ABD Başkanı Donald Trump'ın dün Beyaz Saray'da kabul ettiği İsrail Başbakanı Binyamin Netanyahu ile ortak basın toplantısında, ABD'nin Gazze Şeridi'ne sahip olacağını söylemesi, Orta Doğu'da alarm zillerinin çalmasına yol açtı.
Aylarca İsrail'in katliam yaptığı Gazze'nin artık tamamen yerle bir olmuş bir yer olduğunu kaydeden Trump, Filistinlilerin başta Mısır ve Ürdün olmak üzere komşu ülkelerde inşa edilecek yeni yerleşim yerlerine gitmelerinin çok daha iyi olacağını savundu.
Trump bu açıklamalarla, Orta Doğu'nun en hassas konusu olan Filistin-İsrail krizinde adeta ateşe benzin döktü.

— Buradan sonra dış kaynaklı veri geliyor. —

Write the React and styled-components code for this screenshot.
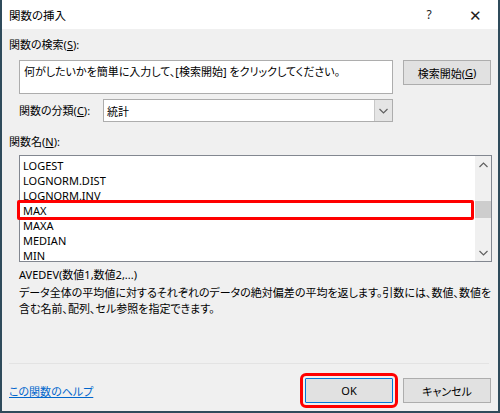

Ateşkes anlaşması sonrası yüzbinlerce Filistinlinin Gazze'nin kuzeyine döndüğü bir dönemde gelen bu açıklama, Orta Doğu'da "yeni Nakba" endişelerini tetikledi.
İsrail saldırılarında on binlerce kişinin öldüğü Gazze'de savaş öncesinde 2,3 milyon Filistinli, İsrail ablukası altında yaşıyordu.
Yeni bir Nakba'nın ilkinde olduğu gibi tüm bölgeyi istikrarsızlığa sürükleyecek bir kriz çıkarma ihtimali, Orta Doğu'da uzun yıllardır en ciddi gündemler arasında yer alıyor.
NAKBA NEDİR?
İsrail'in kurulduğu 1948'den sonra 700 bin Filistinli evlerinden sürülmüştü.
Nakba ya da Büyük Felaket olarak her yıl anılan sürgünde, yüz binlerce Filistinli evlerini ve köylerini terk etmeye zorlanarak Gazze Şeridi, Batı Şeria ve komşu ülkelere doğru itilmişti.
Ürdün'e, Suriye'ye ve Lübnan'a gitmeye zorlanan Filistinlilerin torunları hala bu ülkelerdeki müllteci kamplarında kalıyor.
1948 Arap-İsrail savaşı sırasında Filistinlilerin kitlesel olarak yerlerinden edilmesine yol açan Nakba, Orta Doğu'da dengeleri sarsmış ve birçok ülkede "Filistinli mülteci" sorunu yaratmıştı.
YENİ BİR SÜRGÜN MÜMKÜN MÜ?
Dünyada küçük bir alanda nüfusun en çok sıkıştığı ve yıllardır "açık hava hapishanesinden" farksız olan Gazze'de 7 Ekim'de başlayan savaşta da nüfusun yüzde 85'i evlerini terk etmek zorunda kaldı.
Gazze'yi terk etmeyeceğini söyleyen Filistinliler, yeni bir Nakba'dan endişe ediyor.
Mısır ve diğer Arap ülkeleri de Filistinlilerin başka ülkelere sürülmesi fikrine büyük tepki gösteriyor ve bunun "iki devletli çözümü" öngören barış planını bitireceğini vurguluyor.